A condition which I am reluctant to call a disease until it has been clearly identified as such or better defined.
Terry Pratchett is also determined to write about his experiences with or within the condition, for as long as he can, and as always, he has been very lucid and open about how the condition manifests itself and affects his life.
He is also not alone in raging against the debilitating condition and the difficulty in finding an effective treatment for it or an approach to avoiding the onset of the condition in the first place, if possible.
…it is strange that a disease that attracts so much attention, awe, fear and superstition is so underfunded in treatment and research. We don't know what causes it, and as far as we know the only way to be sure of not developing it is to die young. Regular exercise and eating sensibly are a good idea, but they don't come with any guarantees. There is no cure. Researchers are talking about the possibility of a whole palette of treatments or regimes to help those people with dementia to live active and satisfying lives, with the disease kept in reasonably permanent check in very much the same way as treatments now exist for HIV. Not so much a cure therefore as - we hope - a permanent reprieve. We hope it will come quickly, and be affordable.
When my father was in his terminal year, I discussed death with him. I recall very clearly his relief that the cancer that was taking him was at least allowing him "all his marbles". Dementia in its varied forms is not like cancer. Dad saw the cancer in his pancreas as an invader but Alzheimer's is a slow unwinding of me, losing trust in myself, a butt of my own jokes and on bad days capable of playing hunt the slipper by myself and losing.
Another appropriate quote is taken from Pratchett's Unseen Academicals has Havelock Vetinari speaking terry's own words about natural evil.
I have told this to few people, gentlemen, and I suspect never will again, but one day when I was a young boy on holiday in Uberwald I was walking along the bank of a stream when I saw a mother otter with her cubs.
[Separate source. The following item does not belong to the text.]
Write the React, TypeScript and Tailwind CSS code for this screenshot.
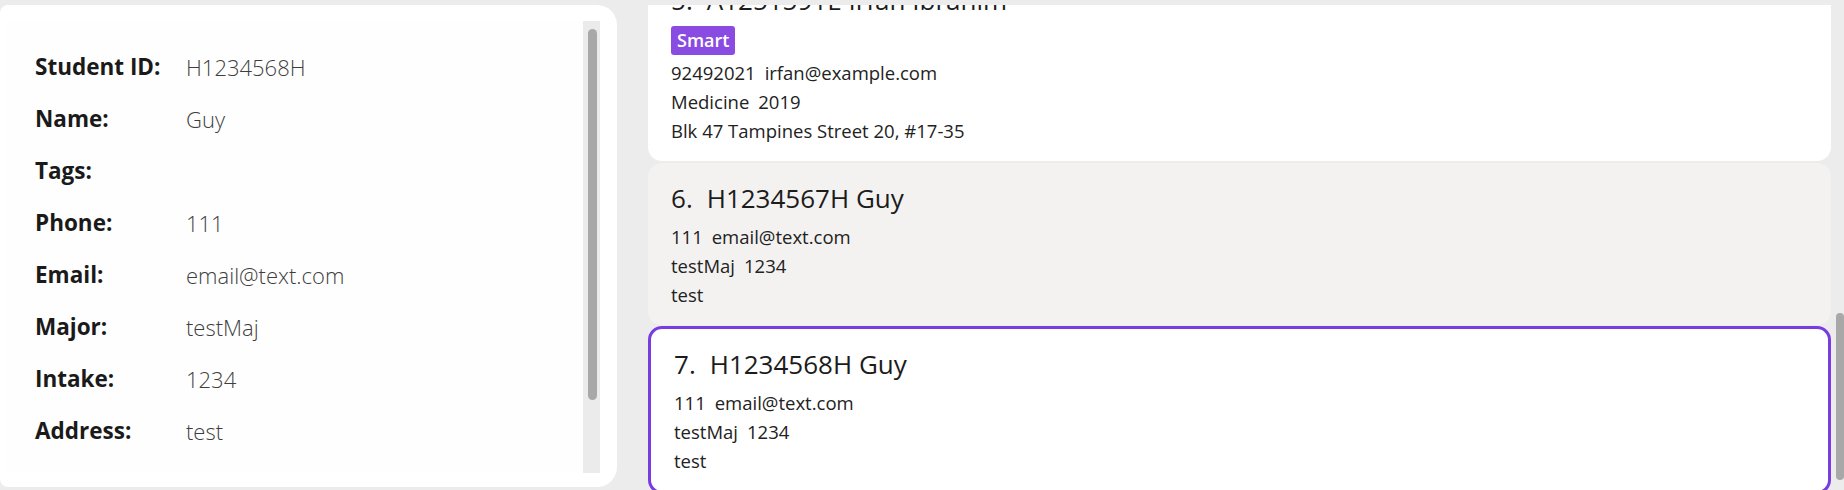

A very endearing sight, I'm sure you will agree, and even as I watched, the mother otter dived into the water and came up with a plump salmon, which she subdued and dragged on to a half-submerged log. As she ate it, while of course it was still alive, the body split and I remember to this day the sweet pinkness of its roes as they spilled out, much to the delight of the baby otters who scrambled over themselves to feed on the delicacy. One of nature's wonders, gentlemen: mother and children dining upon mother and children. And that's when I first learned about evil. It is built in to the very nature of the universe. Every world spins in pain. If there is any kind of supreme being, I told myself, it is up to all of us to become his moral superior.
A call to rise above the casual cruelty of nature. Terry Pratchett has been afflicted with a disease which has, currently no known cause or cure. It is a condition that is slowly destroying his 'mind' and/or his current view of himself.
Perhaps the greatest fear of all, is that we lose the very intimate recollection of who we are because our perception of 'self' is all we have to identify ourselves as individuals and thus, separate ourselves from a collective entity.